Speaking to The Guardian, he said:

“Don’t hate cars. Don’t wage a war against motorists. But don’t wage a war for them either,” Boys wrote in the report by Create Streets, the urban design organisation he founded. “Instead fight the battle for place and for happy and healthy, prosperous and productive neighbourhoods. All the evidence suggests that voters will thank you.”

The new study, titled Move Free, comes after a series of moves by the government to curb councils’ ability to boost walking and cycling through initiatives such as low-traffic neighbourhoods, 20mph speed limits and bus lanes.

While arguing that it was vital for politicians to seek public consent before proceeding with moves to shift urban travel away from cars, the report notes that evidence from around the world showed the enormous benefits this would bring.

Look at the facts and the data already in your local town,” it said. “In many historic English market towns the most prosperous streets with the fewest, if any, empty shops are the ones with the most street trees and with the tightest, most speed-constraining, carriageway. Cars can be present, but they are guests. Humans are the dominant species, not cars.”

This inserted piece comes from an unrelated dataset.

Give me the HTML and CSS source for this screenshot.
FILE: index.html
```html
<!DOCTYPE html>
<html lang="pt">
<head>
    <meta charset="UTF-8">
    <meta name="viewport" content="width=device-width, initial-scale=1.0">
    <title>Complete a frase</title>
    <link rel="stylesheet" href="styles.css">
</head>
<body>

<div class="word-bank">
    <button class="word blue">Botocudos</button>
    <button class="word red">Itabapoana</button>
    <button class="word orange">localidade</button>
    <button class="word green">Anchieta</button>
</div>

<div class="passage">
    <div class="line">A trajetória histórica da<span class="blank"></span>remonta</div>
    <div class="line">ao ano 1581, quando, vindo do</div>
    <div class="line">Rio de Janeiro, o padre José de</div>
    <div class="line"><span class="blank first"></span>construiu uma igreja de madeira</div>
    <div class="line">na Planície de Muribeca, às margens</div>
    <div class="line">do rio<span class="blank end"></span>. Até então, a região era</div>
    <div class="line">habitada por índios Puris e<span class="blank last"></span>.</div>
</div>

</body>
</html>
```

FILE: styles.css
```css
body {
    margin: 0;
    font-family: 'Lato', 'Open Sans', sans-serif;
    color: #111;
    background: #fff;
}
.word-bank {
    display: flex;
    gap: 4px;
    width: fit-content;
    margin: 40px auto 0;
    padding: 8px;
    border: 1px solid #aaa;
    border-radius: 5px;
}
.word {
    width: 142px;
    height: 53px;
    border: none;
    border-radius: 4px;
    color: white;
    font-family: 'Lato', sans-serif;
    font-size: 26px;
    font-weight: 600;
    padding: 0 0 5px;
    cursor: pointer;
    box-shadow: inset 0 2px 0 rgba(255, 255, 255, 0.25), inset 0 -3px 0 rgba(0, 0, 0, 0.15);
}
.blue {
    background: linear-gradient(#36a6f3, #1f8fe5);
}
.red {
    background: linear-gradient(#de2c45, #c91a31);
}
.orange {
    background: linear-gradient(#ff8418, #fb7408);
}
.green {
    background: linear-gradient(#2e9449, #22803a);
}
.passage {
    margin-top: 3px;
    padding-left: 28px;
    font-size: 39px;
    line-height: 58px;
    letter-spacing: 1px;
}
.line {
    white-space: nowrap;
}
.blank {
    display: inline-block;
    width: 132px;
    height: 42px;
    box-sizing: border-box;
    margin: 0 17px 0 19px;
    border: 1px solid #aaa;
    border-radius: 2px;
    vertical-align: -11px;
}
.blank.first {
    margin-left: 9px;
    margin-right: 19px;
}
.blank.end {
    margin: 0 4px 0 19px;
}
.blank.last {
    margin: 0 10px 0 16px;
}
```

The study points to research from dozens of cities around the world showing that towns and cities not dominated by fast-moving motor vehicles tend to do better economically, as people find them more appealing. Removing parking did not seem to affect retail sales, it added.

More walking and cycling had been shown to make people notably healthier and happier, the report noted, while years of research had shown the car-dominated streets greatly limited the freedom of children.

“Cars particularly destroy the liberty of the child and the teenager to move around safely,” it said. “Children are much less free now than they were 50 or 100 years ago, a fact which changes the nature and vitality of our towns.”

Given the far greater space efficiency of other forms of transport, especially given the need for cars to be parked – where, the report said, they spend 96% of their time – a shift towards denser cities could greatly help the housing crisis by allowing more homes to be built, and where people want to live.

While much of this is viewed as standard urban planning practice in many European cities, England has recently moved away from seeking to boost active travel amid a prioritisation of drivers seemingly built more on ideology than research.

In comments released with the report, produced with the help of the charity Cycling UK, Boys Smith said: “Cars are great. Cars are awful. Cars can boost liberty. Cars can destroy it. Cars can help the economy. Cars can undermine it. It is largely a question of where.”